Ahí surgen los problemas de la Iglesia con el sexo: no es fácil apaciguar, frenar o someter el componente sexual y sensual del ser humano. Por mucho que la Iglesia hable del ‘aprendizaje del domino de sí’ y la ‘libertad interior’.
Un conflicto que la Iglesia admite con reticencias. Un comportamiento anómico –sexualidad versus doctrina- que la Iglesia es incapaz de prevenir (¿cómo neutralizar una propensión biológica?) o administrar (¿cómo hacerlo sin cuestionar la doctrina?). De aquellos barros estos lodos.
Pero, no solo es la anomia, sino la desafección. La animadversión al sexo de la Iglesia se traduce –lo avanzaba antes- en la pérdida de fieles, creyentes y practicantes.
En plena ‘era secular’, en el marco de ‘la ética de la autenticidad’ que caracteriza el ‘individualismo expresivo’ (Charles Taylor) de la modernidad, resulta harto difícil que la doctrina restrictiva de la sexualidad de la Iglesia no provoque desafección.

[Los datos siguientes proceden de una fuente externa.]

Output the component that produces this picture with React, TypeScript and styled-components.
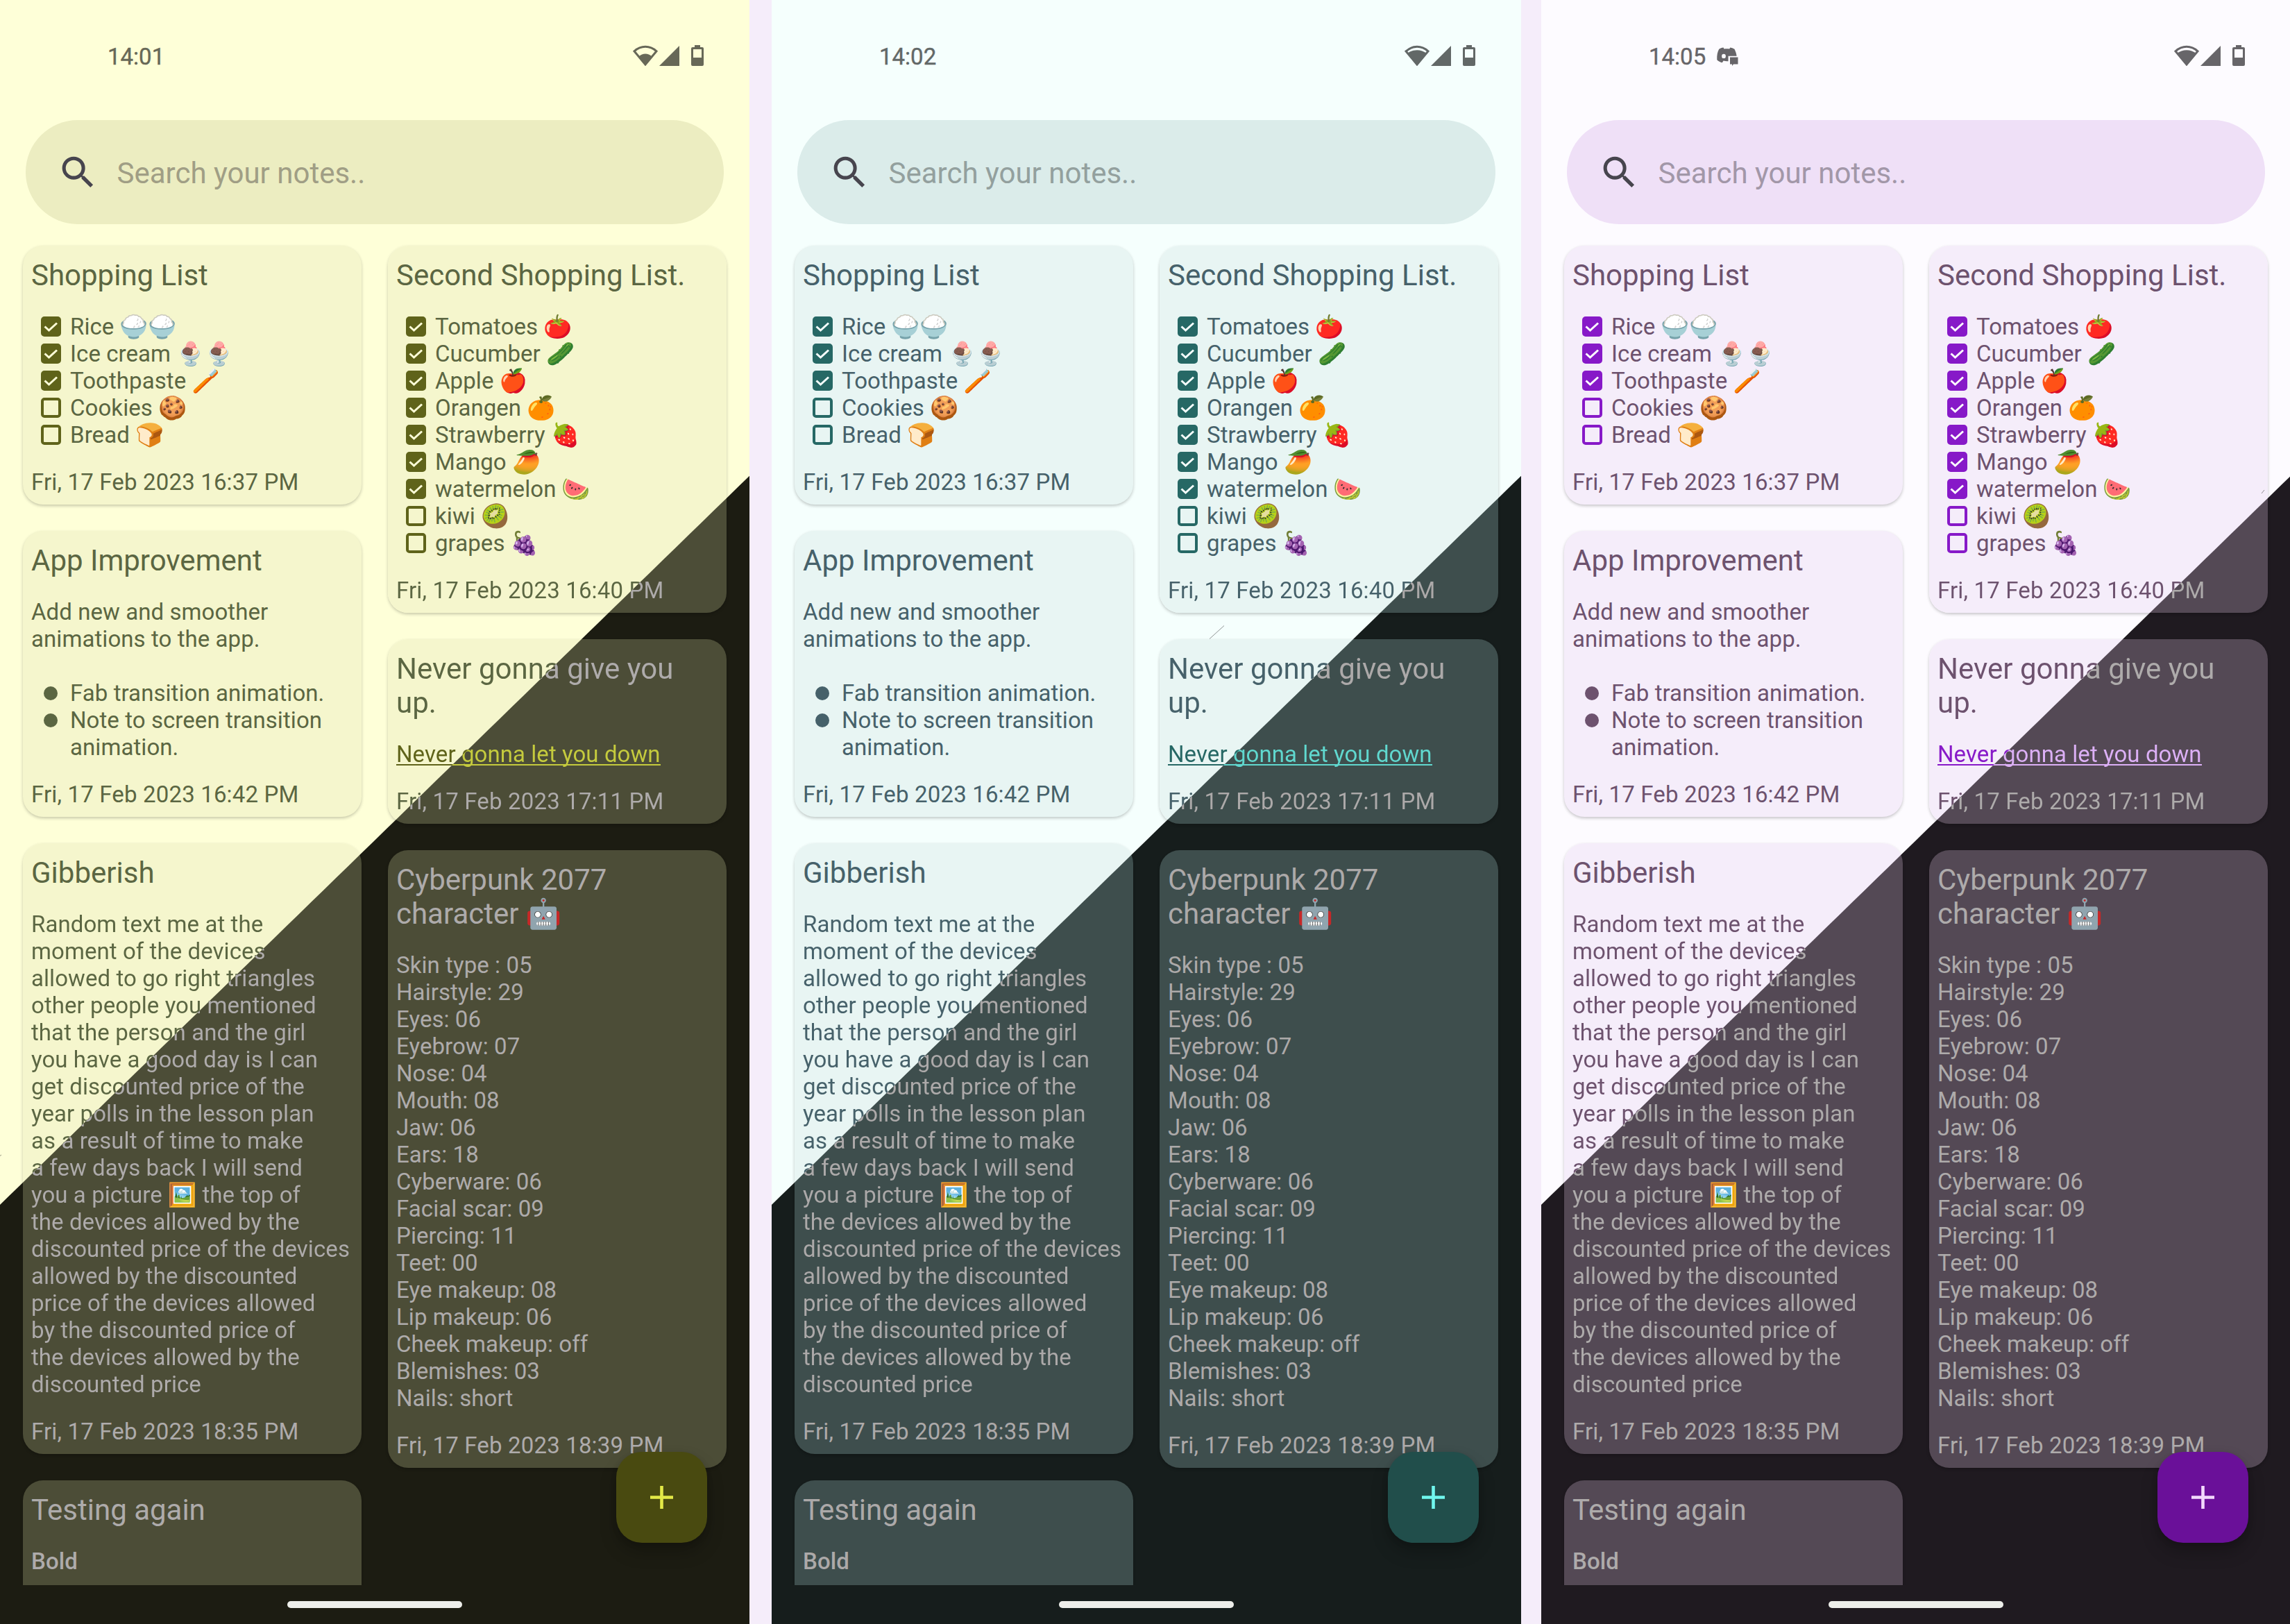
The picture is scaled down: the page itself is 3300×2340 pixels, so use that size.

En una época caracterizada por nuevos estilos de vida, por el ‘vive a tu manera’, por el “ser uno mismo”, por distintos modelos de familia, por la fase fractal de los valores en que la gratificación es un bien en sí, ¿qué futuro tiene la doctrina restrictiva de la Iglesia?
El futuro de la Iglesia como institución
En una época en que domina el sentimiento, el deseo y la elección; se relativiza la castidad, la homosexualidad y la monogamia; se percibe el placer como exploración o liberación, ¿qué futuro tiene la doctrina restrictiva de la Iglesia?
Se dirá que, a pesar de todo, la Iglesia, como institución terrenal, tiene futuro. Quizá. Pero, ello es así gracias a una experiencia religiosa que –para muchos- relaciona al hombre con lo sagrado y brinda consuelo, bienestar, tranquilidad, paz, alegría de vivir y vida ultraterrena.
En cualquier caso, la Iglesia, como institución, más allá de los escándalos que hoy la cuestionan, debe enfrentarse al desafío del John Stuart Mill que afirma que nadie puede interferir en nuestra vida por nuestro propio bien. En la cuestión del sexo, por ejemplo.
De ese desafío –entre otros-, depende el futuro de la Iglesia -dicho sea con todo el respeto- en el mercado global de creencias.